-- begin --

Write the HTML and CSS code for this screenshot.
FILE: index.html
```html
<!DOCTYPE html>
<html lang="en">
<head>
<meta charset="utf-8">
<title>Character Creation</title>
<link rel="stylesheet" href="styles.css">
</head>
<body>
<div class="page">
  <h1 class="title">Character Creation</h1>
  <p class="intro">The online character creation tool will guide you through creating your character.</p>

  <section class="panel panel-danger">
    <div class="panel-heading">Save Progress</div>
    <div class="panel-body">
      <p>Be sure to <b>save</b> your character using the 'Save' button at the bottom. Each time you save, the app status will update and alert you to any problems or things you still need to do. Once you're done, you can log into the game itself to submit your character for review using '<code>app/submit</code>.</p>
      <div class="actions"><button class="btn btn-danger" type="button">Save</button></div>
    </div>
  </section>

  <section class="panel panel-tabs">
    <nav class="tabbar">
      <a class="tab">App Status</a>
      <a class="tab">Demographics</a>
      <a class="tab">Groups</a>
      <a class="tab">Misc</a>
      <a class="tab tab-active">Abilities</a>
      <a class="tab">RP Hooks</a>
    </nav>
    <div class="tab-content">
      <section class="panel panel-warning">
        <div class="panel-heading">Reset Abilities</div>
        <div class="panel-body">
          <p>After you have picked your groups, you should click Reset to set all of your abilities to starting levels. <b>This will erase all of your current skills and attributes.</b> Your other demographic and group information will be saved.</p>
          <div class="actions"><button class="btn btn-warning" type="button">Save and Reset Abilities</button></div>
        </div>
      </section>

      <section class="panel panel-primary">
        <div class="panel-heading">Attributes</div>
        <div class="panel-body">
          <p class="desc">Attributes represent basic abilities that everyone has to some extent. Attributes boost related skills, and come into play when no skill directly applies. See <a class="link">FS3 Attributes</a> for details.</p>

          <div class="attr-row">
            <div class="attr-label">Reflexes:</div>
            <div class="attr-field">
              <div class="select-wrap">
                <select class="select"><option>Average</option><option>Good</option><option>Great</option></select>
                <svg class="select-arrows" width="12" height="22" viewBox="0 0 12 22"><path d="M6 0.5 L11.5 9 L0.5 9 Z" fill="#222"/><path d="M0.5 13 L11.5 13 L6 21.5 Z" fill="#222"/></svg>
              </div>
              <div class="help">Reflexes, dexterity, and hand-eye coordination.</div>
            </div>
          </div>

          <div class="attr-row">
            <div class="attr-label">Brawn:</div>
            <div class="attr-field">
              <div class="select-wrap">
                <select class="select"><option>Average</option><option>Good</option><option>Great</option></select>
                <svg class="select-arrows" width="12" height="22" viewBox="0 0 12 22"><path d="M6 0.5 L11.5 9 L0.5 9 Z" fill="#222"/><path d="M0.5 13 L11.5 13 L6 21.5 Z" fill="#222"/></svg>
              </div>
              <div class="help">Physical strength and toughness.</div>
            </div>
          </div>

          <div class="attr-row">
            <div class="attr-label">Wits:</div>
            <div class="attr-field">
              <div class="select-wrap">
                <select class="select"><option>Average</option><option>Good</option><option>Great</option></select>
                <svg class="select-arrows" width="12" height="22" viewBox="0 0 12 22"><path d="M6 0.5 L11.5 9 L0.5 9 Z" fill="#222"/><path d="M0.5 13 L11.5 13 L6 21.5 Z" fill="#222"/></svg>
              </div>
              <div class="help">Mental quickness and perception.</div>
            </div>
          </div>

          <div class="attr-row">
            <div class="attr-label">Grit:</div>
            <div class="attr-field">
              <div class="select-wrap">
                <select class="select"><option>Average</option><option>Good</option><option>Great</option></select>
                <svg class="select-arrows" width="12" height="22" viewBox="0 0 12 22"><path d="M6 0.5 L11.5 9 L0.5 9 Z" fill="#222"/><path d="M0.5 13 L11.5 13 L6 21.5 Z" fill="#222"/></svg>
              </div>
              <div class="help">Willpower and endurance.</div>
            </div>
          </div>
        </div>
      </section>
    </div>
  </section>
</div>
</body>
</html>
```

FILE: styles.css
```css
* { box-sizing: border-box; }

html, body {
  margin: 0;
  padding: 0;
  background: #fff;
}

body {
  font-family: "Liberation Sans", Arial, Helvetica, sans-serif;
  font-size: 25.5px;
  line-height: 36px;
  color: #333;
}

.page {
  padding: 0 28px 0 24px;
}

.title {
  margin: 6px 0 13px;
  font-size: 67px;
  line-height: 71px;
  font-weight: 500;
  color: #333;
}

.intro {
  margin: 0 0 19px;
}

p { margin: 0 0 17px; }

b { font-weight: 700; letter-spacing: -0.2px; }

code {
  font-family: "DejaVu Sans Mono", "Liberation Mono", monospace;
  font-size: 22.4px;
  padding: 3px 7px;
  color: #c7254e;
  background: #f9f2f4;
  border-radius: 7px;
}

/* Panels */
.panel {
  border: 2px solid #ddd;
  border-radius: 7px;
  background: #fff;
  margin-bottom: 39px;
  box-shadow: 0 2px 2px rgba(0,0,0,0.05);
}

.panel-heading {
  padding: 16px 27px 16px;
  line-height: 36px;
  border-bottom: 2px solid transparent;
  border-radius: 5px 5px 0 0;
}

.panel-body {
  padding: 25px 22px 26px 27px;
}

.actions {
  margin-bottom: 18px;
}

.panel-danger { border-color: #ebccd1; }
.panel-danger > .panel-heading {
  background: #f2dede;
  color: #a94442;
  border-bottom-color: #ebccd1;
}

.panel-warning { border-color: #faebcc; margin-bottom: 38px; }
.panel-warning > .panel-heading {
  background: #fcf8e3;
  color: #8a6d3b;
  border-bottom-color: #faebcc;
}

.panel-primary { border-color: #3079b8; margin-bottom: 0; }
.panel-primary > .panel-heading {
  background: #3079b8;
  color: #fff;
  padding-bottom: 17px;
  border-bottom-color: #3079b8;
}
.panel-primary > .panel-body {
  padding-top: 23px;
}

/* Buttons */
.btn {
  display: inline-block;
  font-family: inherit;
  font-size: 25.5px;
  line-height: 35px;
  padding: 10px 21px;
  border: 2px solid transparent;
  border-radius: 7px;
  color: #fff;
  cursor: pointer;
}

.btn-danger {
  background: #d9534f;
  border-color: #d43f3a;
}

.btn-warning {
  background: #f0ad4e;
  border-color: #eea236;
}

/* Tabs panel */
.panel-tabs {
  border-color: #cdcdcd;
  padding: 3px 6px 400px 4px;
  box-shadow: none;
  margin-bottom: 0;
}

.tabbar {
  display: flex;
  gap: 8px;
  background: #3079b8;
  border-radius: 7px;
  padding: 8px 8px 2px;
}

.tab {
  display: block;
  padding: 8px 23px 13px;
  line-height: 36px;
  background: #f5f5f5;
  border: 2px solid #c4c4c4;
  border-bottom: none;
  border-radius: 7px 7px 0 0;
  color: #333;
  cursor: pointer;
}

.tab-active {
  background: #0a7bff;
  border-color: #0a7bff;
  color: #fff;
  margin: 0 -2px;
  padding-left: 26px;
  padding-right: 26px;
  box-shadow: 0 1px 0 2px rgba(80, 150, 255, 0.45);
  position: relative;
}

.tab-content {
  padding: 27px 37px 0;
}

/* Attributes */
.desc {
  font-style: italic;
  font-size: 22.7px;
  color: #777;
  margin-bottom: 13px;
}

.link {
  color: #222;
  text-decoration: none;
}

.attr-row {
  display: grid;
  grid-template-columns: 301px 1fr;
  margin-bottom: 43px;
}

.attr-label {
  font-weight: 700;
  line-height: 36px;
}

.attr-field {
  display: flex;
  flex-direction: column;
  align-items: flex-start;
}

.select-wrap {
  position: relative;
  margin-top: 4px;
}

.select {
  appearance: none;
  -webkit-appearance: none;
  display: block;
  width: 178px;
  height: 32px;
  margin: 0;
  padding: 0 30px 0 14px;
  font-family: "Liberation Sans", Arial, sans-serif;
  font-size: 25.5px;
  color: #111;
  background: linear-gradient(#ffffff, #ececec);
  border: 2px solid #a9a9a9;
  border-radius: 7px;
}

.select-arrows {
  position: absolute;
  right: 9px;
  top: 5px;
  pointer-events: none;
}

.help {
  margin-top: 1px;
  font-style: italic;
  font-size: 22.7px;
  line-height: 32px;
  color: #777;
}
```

-- end --

### The problem
Check each line of the data above for the word "code" and say how many lines have it. Give the number alone.

### Written response
3